The first 30 minutes of the film are barely B-grade material. It’s obvious Cameron’s sense of action is much keener than that of exposition. It is all too clear when we are being spoon fed back story and at some points Cameron underestimates his audiences’ sense of technology. Yes, the future will have touch-screens, big woop.

But once the story catches up to itself and breaks off into the wilderness of Pandora, the film hits its stride. The strange, new planet is marvelous and creative, a place that viewers will crave more of even after the film ends.

Cameron does a spectacular job diverting our attention away from the primary set-up and truly immersing us in Jake’s experience. This tactic is effective when things take a turn for the worse in the second half of the film, when suddenly the place that we have become to know (or, rather, the place that Jake has become to know) is threatened with destruction.

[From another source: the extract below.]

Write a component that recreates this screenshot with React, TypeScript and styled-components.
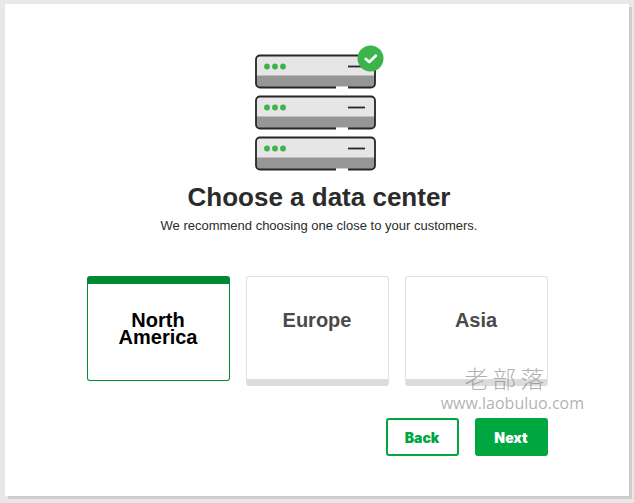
import React, { useState } from "react";
import styled, { createGlobalStyle } from "styled-components";

const GlobalStyle = createGlobalStyle`
  *, *::before, *::after { box-sizing: border-box; }
  body {
    margin: 0;
    background: #e8e8e8;
    font-family: "Liberation Sans", Arial, sans-serif;
    color: #2b2b2b;
  }
`;

const Page = styled.div`
  display: flex;
  min-height: 100vh;
  padding: 4px 5px 7px;
`;

const Panel = styled.main`
  position: relative;
  flex: 1;
  display: flex;
  flex-direction: column;
  align-items: center;
  padding: 41px 16px 40px;
  background: #fff;
  box-shadow: 3px 3px 0 #cdcdcd;
`;

const Header = styled.header`
  display: flex;
  flex-direction: column;
  align-items: center;
  padding-left: 4px;
`;

const Illustration = styled.svg`
  display: block;
  flex: none;
`;

const Title = styled.h1`
  margin: 10px 0 0;
  font-size: 26px;
  line-height: 32px;
  font-weight: 700;
  text-align: center;
`;

const Subtitle = styled.p`
  margin: 5px 0 0;
  font-size: 13px;
  line-height: 16px;
  text-align: center;
`;

const Form = styled.form`
  width: 100%;
  max-width: 461px;
  margin-top: 42px;
`;

const Options = styled.fieldset`
  display: grid;
  grid-template-columns: repeat(3, 1fr);
  align-items: start;
  gap: 16px;
  min-height: 110px;
  margin: 0;
  padding: 0;
  border: 0;
`;

const HiddenRadio = styled.input`
  position: absolute;
  width: 1px;
  height: 1px;
  margin: 0;
  opacity: 0;
`;

const Option = styled.label<{ $selected: boolean }>`
  display: flex;
  justify-content: center;
  min-height: ${(p) => (p.$selected ? 105 : 110)}px;
  padding: ${(p) => (p.$selected ? "28px 24px 16px" : "35px 24px 16px")};
  border: 1px solid ${(p) => (p.$selected ? "#008a32" : "#e0e0e0")};
  border-top: ${(p) => (p.$selected ? "8px solid #008a32" : "1px solid #e0e0e0")};
  border-bottom: ${(p) => (p.$selected ? "1px solid #008a32" : "7px solid #dcdcdc")};
  border-radius: 3px;
  color: ${(p) => (p.$selected ? "#000" : "#4a4a4a")};
  font-size: 20px;
  line-height: 17px;
  font-weight: 700;
  text-align: center;
  cursor: pointer;
`;

const Actions = styled.div`
  display: flex;
  justify-content: flex-end;
  gap: 16px;
  margin-top: 32px;
`;

const Button = styled.button<{ $primary?: boolean }>`
  min-width: 73px;
  height: 38px;
  padding: 0 16px;
  border: 2px solid #00a63f;
  border-radius: 3px;
  background: ${(p) => (p.$primary ? "#00a63f" : "#fff")};
  color: ${(p) => (p.$primary ? "#fff" : "#00a63f")};
  font-family: Inter, sans-serif;
  font-size: 14px;
  font-weight: 900;
  cursor: pointer;
`;

const Watermark = styled.div`
  position: absolute;
  right: 45px;
  bottom: 82px;
  display: flex;
  flex-direction: column;
  align-items: center;
  color: rgba(110, 110, 110, 0.55);
  pointer-events: none;
`;

const WatermarkName = styled.div`
  display: flex;
  gap: 4px;
  padding-right: 16px;
  font-family: "Noto Sans CJK SC", sans-serif;
  font-size: 24px;
  font-weight: 300;
  line-height: 28px;
`;

const WatermarkSite = styled.div`
  font-family: "Open Sans", sans-serif;
  font-size: 16px;
  font-weight: 400;
  line-height: 22px;
`;

function Server({ y }: { y: number }) {
  return (
    <g transform={`translate(0 ${y})`}>
      <rect x="1" y="1" width="119" height="32" rx="4" fill="#e6e6e6" />
      <path d="M1 21H120V29a4 4 0 0 1-4 4H5a4 4 0 0 1-4-4Z" fill="#969696" />
      <rect x="1" y="1" width="119" height="32" rx="4" fill="none" stroke="#262626" strokeWidth="1.8" />
      <rect x="81" y="31.8" width="12" height="3" fill="#fff" />
      {[12, 20, 28].map((cx) => (
        <circle key={cx} cx={cx} cy="12" r="2.9" fill="#3bb54a" />
      ))}
      <path d="M93 12H110" stroke="#262626" strokeWidth="1.8" />
    </g>
  );
}

function ServerStack() {
  return (
    <Illustration width="129" height="126" viewBox="0 0 129 126" aria-hidden="true">
      <Server y={9.5} />
      <Server y={50.5} />
      <Server y={91.5} />
      <circle cx="115.5" cy="13.5" r="13" fill="#3bb54a" />
      <path
        d="M110.8 14L114.3 17L120.8 10.8"
        fill="none"
        stroke="#fff"
        strokeWidth="2.8"
        strokeLinecap="round"
        strokeLinejoin="round"
      />
    </Illustration>
  );
}

const regions = ["North America", "Europe", "Asia"];

export default function App() {
  const [region, setRegion] = useState(regions[0]);

  return (
    <>
      <GlobalStyle />
      <Page>
        <Panel>
          <Header>
            <ServerStack />
            <Title id="region-title">Choose a data center</Title>
            <Subtitle>We recommend choosing one close to your customers.</Subtitle>
          </Header>
          <Form onSubmit={(e) => e.preventDefault()}>
            <Options aria-labelledby="region-title">
              {regions.map((name) => (
                <Option key={name} $selected={region === name}>
                  <HiddenRadio
                    type="radio"
                    name="region"
                    value={name}
                    checked={region === name}
                    onChange={() => setRegion(name)}
                  />
                  <span>{name}</span>
                </Option>
              ))}
            </Options>
            <Actions>
              <Button type="button">Back</Button>
              <Button type="submit" $primary>
                Next
              </Button>
            </Actions>
          </Form>
          <Watermark>
            <WatermarkName>
              <span>老</span>
              <span>部</span>
              <span>落</span>
            </WatermarkName>
            <WatermarkSite>www.laobuluo.com</WatermarkSite>
          </Watermark>
        </Panel>
      </Page>
    </>
  );
}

The most awe-inspiring thing about Avatar, however, is not what happens on screen, but what happens outside it. Mr. Cameron has created for us our own avatar program, where we can divide ourselves between physical and mental, tapping our minds into an imaginative new realm, leaving our bodies emptied shoulder-to-shoulder in our local Cineplex.

Granted, this does not infer that every experience is destined to be a great one, that the fundamentals of filmmaking will fall to the wayside once this new fundamental takes hold. In order to complete a puzzle, one must consider all the pieces at hand; it’s only that Cameron has created another piece.

Cameron’s use of the technology as an intrinsic and essential element of his film is what gives the start to the new era of film history such promise. To strip Avatar of its three-dimensions or its high-end computer generated imagery would be to erase the film (quite literally), akin to stripping The Descent of its color or Moulin Rouge! of its song: however watchable, they would not be the same films.

Like it is Jake’s destiny to unite the separate worlds of his two selves, Cameron’s film aims to link the two worlds of film, one rooted in traditional and the other an emerging, mechanized powerhouse. An avatar acting on behalf of this new technologically inclined philosophy, the film wants to convince us that the two worlds do not have to live in disharmony, that tradition and technology can become one. While Avatar nearly suffocates the old in representing the new, the merger is successful.

Avatar is something great. Its ingenuity and success is undeniable, agreed upon by all who see it, and even its flaws, in a way, give it depth, providing us with more to talk about, to discuss, to hypothesize on. At being the topic of conversation Avatar is unrivaled, and aside from a few poor cinematographic choices and a narration that is 95 percent unnecessary, I believe it has the legs to stay that way, provided that popular technology can catch up to it any time soon.

For an out-of-body experience like Avatar, $10.50 is a steal. See this movie.